When comparing the 15-24 age group, we may first observe that in both cases the rates are at least lower than their elders, but the difference between the EU and the eight independent countries is no less stark. It peaked at five times higher in 1996, and only fell below double the rate in 2010 through to 2013. The average in the independent countries over the 21 years was 10.4 per cent, and in the EU 29.9 per cent. Coming of age and entering the labour market has been a stressful and depressing experience in the EU, and its young people have been almost three times more likely to experience a year or more of unemployment than those in the eight independent countries.

Table 23.1 shows that the weighted means used in the graph are not hiding major variations within each group. Only one EU country, Denmark, has had a lower proportion of long-term unemployed than the mean of the independent countries. Its record over all 21 years is quite distinctive compared with other EU members, but over the four years 2008-2011, and again in 2013, it achieved what no other EU country has ever been able to do: the proportion of its unemployed who remained unemployed for a year or more, was lower than the mean proportion of the eight independent countries.

There are also noticeable variations among the independent countries. Over all 21 years, a distinctively high proportion of Japan’s unemployed have been long-term. By itself, given its size, Japan has been responsible for boosting the weighted average of the group as a whole.

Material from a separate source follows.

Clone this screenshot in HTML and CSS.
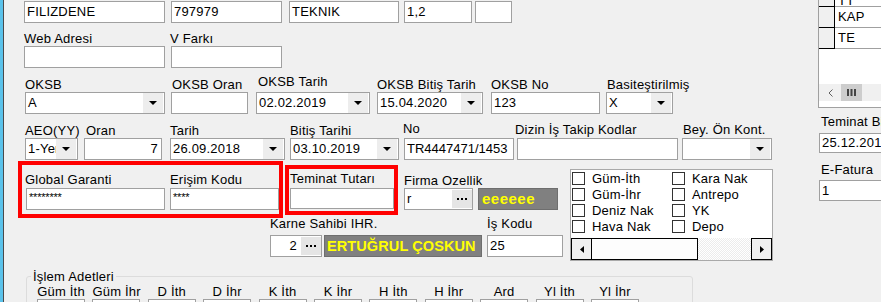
FILE: index.html
```html
<!DOCTYPE html>
<html lang="tr">
<head>
<meta charset="utf-8">
<title>Firma</title>
<link rel="stylesheet" href="styles.css">
</head>
<body>
<div class="app">
  <div class="edge"></div>
  <div class="main">
    <div class="row r1">
      <div class="box f-name">FILIZDENE</div>
      <div class="box f-code">797979</div>
      <div class="box f-dept">TEKNIK</div>
      <div class="box f-rate">1,2</div>
      <div class="box f-blank"></div>
    </div>

    <div class="row r2">
      <div class="fld f-web"><div class="lbl">Web Adresi</div><div class="box"></div></div>
      <div class="fld f-vfark"><div class="lbl out1">V Farkı</div><div class="box"></div></div>
    </div>

    <div class="row r3">
      <div class="fld f-oksb"><div class="lbl">OKSB</div><div class="combo"><span class="val">A</span><span class="dd"></span></div></div>
      <div class="fld f-oksboran"><div class="lbl in1">OKSB Oran</div><div class="box"></div></div>
      <div class="fld f-oksbtarih"><div class="lbl in2 up3">OKSB Tarih</div><div class="combo"><span class="val">02.02.2019</span><span class="dd"></span></div></div>
      <div class="fld f-oksbbitis"><div class="lbl">OKSB Bitiş Tarih</div><div class="combo"><span class="val">15.04.2020</span><span class="dd"></span></div></div>
      <div class="fld f-oksbno"><div class="lbl">OKSB No</div><div class="box">123</div></div>
      <div class="fld f-basit"><div class="lbl in1">Basiteştirilmiş</div><div class="combo"><span class="val">X</span><span class="dd"></span></div></div>
    </div>

    <div class="row r4">
      <div class="fld f-aeo"><div class="lbl">AEO(YY)</div><div class="combo"><span class="val">1-Yerli</span><span class="dd"></span></div></div>
      <div class="fld f-oran"><div class="lbl in2">Oran</div><div class="box right">7</div></div>
      <div class="fld f-tarih"><div class="lbl">Tarih</div><div class="combo"><span class="val">26.09.2018</span><span class="dd"></span></div></div>
      <div class="fld f-bitis"><div class="lbl">Bitiş Tarihi</div><div class="combo"><span class="val">03.10.2019</span><span class="dd"></span></div></div>
      <div class="fld f-no"><div class="lbl out1 up2">No</div><div class="box">TR4447471/1453</div></div>
      <div class="fld f-dizin"><div class="lbl out2 up1">Dizin İş Takip Kodlar</div><div class="box"></div></div>
      <div class="fld f-bey"><div class="lbl in1 up1">Bey. Ön Kont.</div><div class="combo"><span class="val"></span><span class="dd"></span></div></div>
    </div>

    <div class="row5">
      <div class="left5">
        <div class="subA">
          <div class="red red1">
            <div class="fld f-gg"><div class="lbl out1">Global Garanti</div><div class="box stars">********</div></div>
            <div class="fld f-ek"><div class="lbl">Erişim Kodu</div><div class="box stars">****</div></div>
          </div>
          <div class="red red2">
            <div class="fld f-tt"><div class="lbl">Teminat Tutarı</div><div class="box tall21"></div></div>
          </div>
          <div class="fld f-firma"><div class="lbl">Firma Ozellik</div><div class="pick"><span class="val">r</span><span class="dots"><i></i><i></i><i></i></span></div></div>
          <div class="tag f-eee">eeeeee</div>
        </div>
        <div class="subB">
          <div class="fld f-karne"><div class="lbl">Karne Sahibi IHR.</div><div class="pick"><span class="val right">2</span><span class="dots"><i></i><i></i><i></i></span></div></div>
          <div class="tag f-ert">ERTUĞRUL ÇOSKUN</div>
          <div class="fld f-iskodu"><div class="lbl">İş Kodu</div><div class="box">25</div></div>
        </div>
      </div>

      <div class="panel">
        <div class="checks">
          <div class="chk"><span class="cb"></span>Güm-İth</div>
          <div class="chk"><span class="cb"></span>Kara Nak</div>
          <div class="chk"><span class="cb"></span>Güm-İhr</div>
          <div class="chk"><span class="cb"></span>Antrepo</div>
          <div class="chk"><span class="cb"></span>Deniz Nak</div>
          <div class="chk"><span class="cb"></span>YK</div>
          <div class="chk"><span class="cb"></span>Hava Nak</div>
          <div class="chk"><span class="cb"></span>Depo</div>
        </div>
        <div class="csb">
          <div class="cbtn"><svg width="4" height="7" viewBox="0 0 4 7"><polygon points="4,0 0,3.5 4,7" fill="#000"/></svg></div>
          <div class="cthumb"></div>
          <div class="ctrack"></div>
          <div class="cbtn"><svg width="4" height="7" viewBox="0 0 4 7"><polygon points="0,0 4,3.5 0,7" fill="#000"/></svg></div>
        </div>
      </div>
    </div>

    <div class="group">
      <div class="gtitle">İşlem Adetleri</div>
      <div class="gcols">
        <div class="gl">Güm İth</div><div class="gl">Güm İhr</div><div class="gl">D İth</div><div class="gl">D İhr</div><div class="gl">K İth</div><div class="gl">K İhr</div><div class="gl">H İth</div><div class="gl">H İhr</div><div class="gl">Ard</div><div class="gl">Yl İth</div><div class="gl">Yl İhr</div>
        <div class="box"></div><div class="box"></div><div class="box"></div><div class="box"></div><div class="box"></div><div class="box"></div><div class="box"></div><div class="box"></div><div class="box"></div><div class="box"></div><div class="box"></div>
      </div>
    </div>
  </div>

  <div class="side">
    <div class="grid">
      <div class="grow cut"><div class="rh"></div><div class="cell">TT</div></div>
      <div class="grow"><div class="rh"></div><div class="cell">KAP</div></div>
      <div class="grow"><div class="rh"></div><div class="cell">TE</div></div>
      <div class="gspace"></div>
      <div class="hs">
        <div class="hsbtn"><svg width="5" height="8" viewBox="0 0 5 8"><polyline points="4.5,0.5 1,4 4.5,7.5" fill="none" stroke="#606060" stroke-width="1"/></svg></div>
        <div class="hsthumb"><svg width="9" height="7" viewBox="0 0 9 7"><rect x="0" y="0" width="2" height="7" fill="#444"/><rect x="3.5" y="0" width="2" height="7" fill="#444"/><rect x="7" y="0" width="2" height="7" fill="#444"/></svg></div>
      </div>
    </div>
    <div class="lbl s-lbl1">Teminat Bitiş</div>
    <div class="box s-box1">25.12.2018</div>
    <div class="lbl s-lbl2">E-Fatura</div>
    <div class="box s-box2">1</div>
  </div>
</div>
</body>
</html>
```

FILE: styles.css
```css
* { box-sizing: border-box; }

html, body {
  margin: 0;
  padding: 0;
}

body {
  width: 881px;
  height: 302px;
  overflow: hidden;
  background: #f0f0f0;
  color: #000;
  font: 13px/15px "Liberation Sans", Arial, sans-serif;
  letter-spacing: 0.2px;
}

.app {
  display: flex;
  height: 302px;
}

.edge {
  flex: none;
  width: 4px;
  background: #5bc2ea;
  border-right: 1px solid #4a4a4a;
}

.main {
  flex: none;
  width: 814px;
}

.side {
  flex: none;
  width: 63px;
  overflow: hidden;
}

/* ---------- generic controls ---------- */
.row {
  display: flex;
  align-items: flex-end;
}

.fld {
  flex: none;
  display: flex;
  flex-direction: column;
}

.lbl {
  height: 15px;
  white-space: nowrap;
}
.in1 { padding-left: 1px; }
.in2 { padding-left: 2px; }
.out1 { margin-left: -1px; }
.out2 { margin-left: -2px; }
.up1 { margin-bottom: 1px; }
.up2 { margin-bottom: 2px; }
.up3 { margin-bottom: 3px; }

.box {
  flex: none;
  height: 22px;
  background: #fff;
  border: 1px solid #a0a0a0;
  padding: 0 2px;
  line-height: 20px;
  white-space: nowrap;
  overflow: hidden;
}
.box.right { text-align: right; padding-right: 3px; }

.combo, .pick {
  display: flex;
  height: 22px;
  background: #fff;
  border: 1px solid #a0a0a0;
}
.val {
  flex: 1;
  min-width: 0;
  padding-left: 2px;
  line-height: 20px;
  white-space: nowrap;
  overflow: hidden;
}
.val.right { text-align: right; padding-right: 4px; }

.dd {
  flex: none;
  width: 20px;
  margin-right: 1px;
  background: #ededed;
  display: flex;
  align-items: center;
  justify-content: center;
}
.dd::after {
  content: "";
  border-top: 4px solid #000;
  border-left: 4px solid transparent;
  border-right: 4px solid transparent;
}

.dots {
  flex: none;
  width: 20px;
  margin: 1px 0;
  background: #e5e5e5;
  display: flex;
  align-items: center;
  justify-content: center;
  gap: 2px;
}
.dots i {
  width: 2px;
  height: 2px;
  background: #000;
}

.tag {
  flex: none;
  height: 22px;
  background: #808080;
  border: 1px solid #6e6e6e;
  color: #ffff00;
  font-weight: bold;
  white-space: nowrap;
  overflow: hidden;
}

/* ---------- row 1 ---------- */
.r1 { height: 23px; }
.f-name  { margin-left: 20px; width: 141px; }
.f-code  { margin-left: 6px;  width: 111px; }
.f-dept  { margin-left: 7px;  width: 110px; }
.f-rate  { margin-left: 5px;  width: 68px; }
.f-blank { margin-left: 3px;  width: 37px; }

/* ---------- row 2 ---------- */
.r2 { height: 45px; }
.f-web   { margin-left: 20px; width: 141px; }
.f-vfark { margin-left: 6px;  width: 111px; }

/* ---------- row 3 ---------- */
.r3 { height: 46px; }
.f-oksb      { margin-left: 21px; width: 140px; }
.f-oksboran  { margin-left: 6px;  width: 77px; }
.f-oksbtarih { margin-left: 8px;  width: 114px; }
.f-oksbbitis { margin-left: 7px;  width: 106px; }
.f-oksbno    { margin-left: 8px;  width: 109px; }
.f-basit     { margin-left: 6px;  width: 67px; }

/* ---------- row 4 ---------- */
.r4 { height: 46px; }
.f-aeo   { margin-left: 21px; width: 53px; }
.f-oran  { margin-left: 6px;  width: 78px; }
.f-tarih { margin-left: 8px;  width: 115px; }
.f-bitis { margin-left: 5px;  width: 109px; }
.f-no    { margin-left: 5px;  width: 110px; }
.f-no .box { letter-spacing: 0; }
.f-dizin { margin-left: 3px;  width: 161px; }
.f-bey   { margin-left: 4px;  width: 90px; }

/* ---------- row 5 ---------- */
.row5 {
  display: flex;
  align-items: flex-start;
  height: 100px;
}
.left5 {
  flex: none;
  margin-left: 14px;
  width: 545px;
  display: flex;
  flex-direction: column;
}
.subA {
  display: flex;
  align-items: flex-start;
  height: 56px;
}
.red {
  flex: none;
  display: flex;
  border: 4px solid #ff0000;
}
.red1 {
  width: 265px;
  height: 57px;
  margin-top: 1px;
  padding-top: 7px;
}
.red1 .lbl { margin-bottom: 1px; }
.f-gg { margin-left: 4px; width: 139px; }
.f-ek { margin-left: 5px; width: 109px; }
.stars {
  font-size: 11px;
  line-height: 16px;
  letter-spacing: -0.2px;
}
.red2 {
  width: 113px;
  height: 50px;
  margin-left: 2px;
  margin-top: 5px;
  padding-top: 2px;
}
.red2 .lbl { margin-bottom: 2px; }
.f-tt { margin-left: 1px; width: 104px; }
.tall21 { height: 21px; }

.f-firma { margin-left: 6px; margin-top: 13px; width: 69px; }
.f-eee {
  margin-left: 5px;
  margin-top: 28px;
  width: 80px;
  font-size: 15px;
  line-height: 20px;
  letter-spacing: 0.5px;
  padding-left: 3px;
}

.subB {
  display: flex;
  align-items: flex-end;
  height: 41px;
}
.subB .lbl { margin-bottom: 4px; }
.f-karne  { margin-left: 252px; width: 52px; }
.f-ert {
  margin-left: 2px;
  width: 158px;
  font-size: 14.5px;
  line-height: 20px;
  letter-spacing: 0.1px;
  padding-left: 2px;
}
.f-iskodu { margin-left: 5px; width: 76px; }

.panel {
  flex: none;
  margin-left: 7px;
  margin-top: 9px;
  width: 203px;
  height: 92px;
  background: #fff;
  border: 1px solid #a9a9a9;
  display: flex;
  flex-direction: column;
}
.checks {
  height: 68px;
  padding: 1px 0 0 1px;
  display: grid;
  grid-template-columns: 100px 100px;
  grid-auto-rows: 16px;
}
.chk {
  display: flex;
  align-items: flex-start;
  white-space: nowrap;
}
.cb {
  flex: none;
  width: 13px;
  height: 13px;
  margin-top: 1px;
  margin-right: 7px;
  border: 1px solid #333;
  background: #fff;
}
.csb {
  display: flex;
  height: 22px;
}
.cbtn {
  flex: none;
  width: 21px;
  border: 1px solid #000;
  background: #f0f0f0;
  display: flex;
  align-items: center;
  justify-content: center;
}
.cthumb {
  flex: none;
  width: 106px;
  border: 1px solid #000;
  border-left-width: 0;
  background: #fdfdfd;
}
.ctrack {
  flex: 1;
  background: repeating-conic-gradient(#ececec 0 25%, #ffffff 0 50%) 0 0 / 2px 2px;
}

/* ---------- group ---------- */
.group {
  position: relative;
  margin-left: 22px;
  margin-top: 16px;
  width: 667px;
  height: 40px;
  border: 1px solid #dcdcdc;
  border-radius: 3px;
  padding: 7px 0 0 10px;
}
.gtitle {
  position: absolute;
  left: 4px;
  top: -8px;
  padding: 0 2px;
  background: #f0f0f0;
  white-space: nowrap;
}
.gcols {
  display: grid;
  grid-template-columns: repeat(11, 48px);
  column-gap: 7.4px;
  grid-template-rows: 15px 22px;
}
.gl {
  text-align: center;
  white-space: nowrap;
}

/* ---------- right side ---------- */
.grid {
  height: 108px;
  width: 80px;
  background: #fff;
  border-left: 1px solid #a0a0a0;
  border-bottom: 1px solid #a0a0a0;
  display: flex;
  flex-direction: column;
  overflow: hidden;
}
.grow {
  flex: none;
  display: flex;
  height: 21px;
}
.grow.cut { margin-top: -14px; }
.grow.cut .cell { line-height: 30px; }
.rh {
  flex: none;
  width: 16px;
  background: #f0f0f0;
  border-right: 1px solid #000;
  border-bottom: 1px solid #000;
}
.cell {
  flex: 1;
  border-bottom: 1px solid #a0a0a0;
  padding-left: 3px;
  line-height: 20px;
}
.gspace { flex: 1; }
.hs {
  flex: none;
  display: flex;
  height: 17px;
  margin-bottom: 6px;
  background: #f0f0f0;
}
.hsbtn {
  flex: none;
  width: 22px;
  display: flex;
  align-items: center;
  justify-content: center;
}
.hsthumb {
  flex: none;
  width: 21px;
  background: #cdcdcd;
  display: flex;
  align-items: center;
  justify-content: center;
}

.s-lbl1 { margin-top: 6px; margin-left: 3px; }
.s-box1 { margin-top: 4px; margin-left: 1px; width: 80px; height: 20px; line-height: 18px; }
.s-lbl2 { margin-top: 9px; margin-left: 3px; }
.s-box2 { margin-top: 3px; margin-left: 1px; width: 80px; height: 21px; line-height: 19px; }
```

By contrast, the US has had a remarkably low proportion of long-term unemployed until 2010 when the proportion shot up, and has remained high until 2013. However, the main point is that over the 21 years not a single independent country has ever had a proportion of long-term unemployed as high as the mean of EU countries, a quite remarkable contrast.

The EU has, therefore, not only suffered from a higher rate of unemployment than independent countries, but its unemployment has been especially severe, as measured by the proportion unemployed for a year or more; especially among young people. The average of the weighted means over the 21 years indicates that about 10.4 per cent of young unemployed people in the independent countries remained unemployed for a year or more, whereas 29.9 per cent of young people in the Single Market countries did so. They have been, in other words, nearly three times more likely to be scarred by this experience.

As the Eurozone crisis has unfolded, UK media has given increasing attention to the previously unimaginable rates of unemployment found in some EU countries, and especially among young people. However, the experience of long-term unemployment is not simply the consequence of that crisis. As the light blue line in the graph indicates, although the rate of long-term unemployment in the 15-24 year old cohort was declining over the years 1997-2008, it was always at a higher level than in the independent countries over the pre-crisis years. While recent rates of long-term youth unemployment are astonishingly high, they were almost as high in some countries over the first decade of the Single Market. Unnoticed by the UK media, well over half of young, Italian men and women were unemployed for more than a year over the 11 years from 1993-2003, as were over half of young Greeks over the five years from 1996-2000. More than a third of young people in several other EU countries – Ireland, Portugal, and Spain – had a similar experience, and even, surprisingly, though for fewer years, Belgium and the Netherlands.